If the NN is unconstrained, it can perform strictly more general, nonlinear, or non-parametric modeling, but may overfit or lose model interpretability.
Hybrid models such as GARCH-Informed Neural Networks (GINN) (Xu et al., 2024) introduce regularization terms in the loss that enforce closeness to GARCH while permitting the NN to capture additional structure.
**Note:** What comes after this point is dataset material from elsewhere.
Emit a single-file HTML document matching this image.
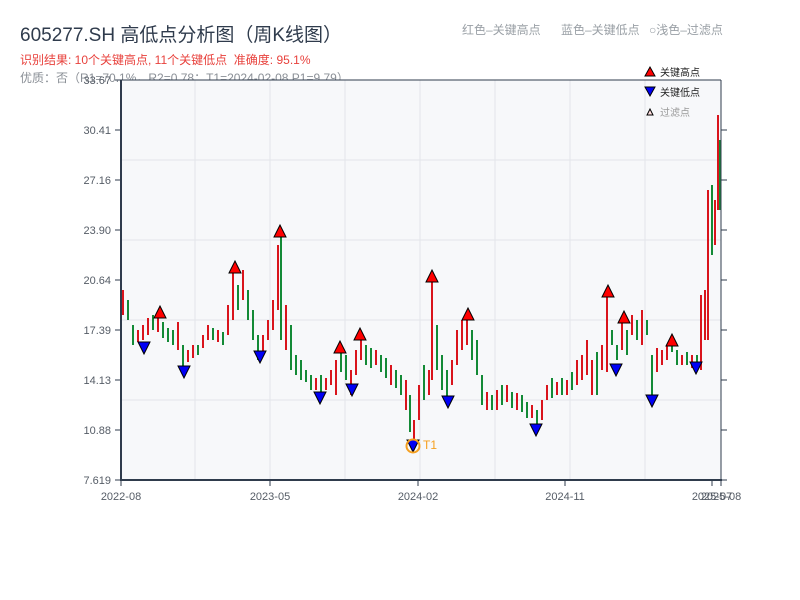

Strict equivalence disappears, but these hybrids often dominate both pure approaches empirically.
A plausible implication is that GARCH’s domain priors should be embedded not solely via feature engineering but in model structure or regularization, to harness both the statistical properties of GARCH and the flexibility of NNs.

7. Applications and Extensions

Beyond volatility prediction, the GARCH-NN equivalence facilitates:

Model interpretability and trust for practitioners through transparent linkages to econometric models.
Modular hybrid design: arbitrary GARCH kernels can be plugged into LSTM and Transformer architectures, enabling volatility clustering, leverage, and long-memory to be captured natively.
Efficient calibration: e.g., for option pricing, ANN calibration methods can act as universal approximators of GARCH-type price models, vastly accelerating calibration processes compared to brute-force simulation (Kim et al., 2023).
Multivariate extensions: Neural GARCH can generalize to the diagonal BEKK structure in multivariate returns, permitting time-varying, data-driven modeling of covariance matrices.

Summary:

GARCH-NN equivalence encompasses both formal, structural mappings (GARCH as a special RNN/CNN case) and generalizations (Neural GARCH with dynamic, history-adaptive parameters). The approach enables NNs to replicate, extend, and regularize GARCH-type volatility modeling, bridging statistical theory and machine learning through architectural and loss-based integration. Empirical evidence consistently supports the hybrid methodology as yielding superior, more robust forecasts in financial volatility estimation, while maintaining interpretability and statistical fidelity (Yin et al., 2022, Zhao et al., 2024, Xu et al., 2024).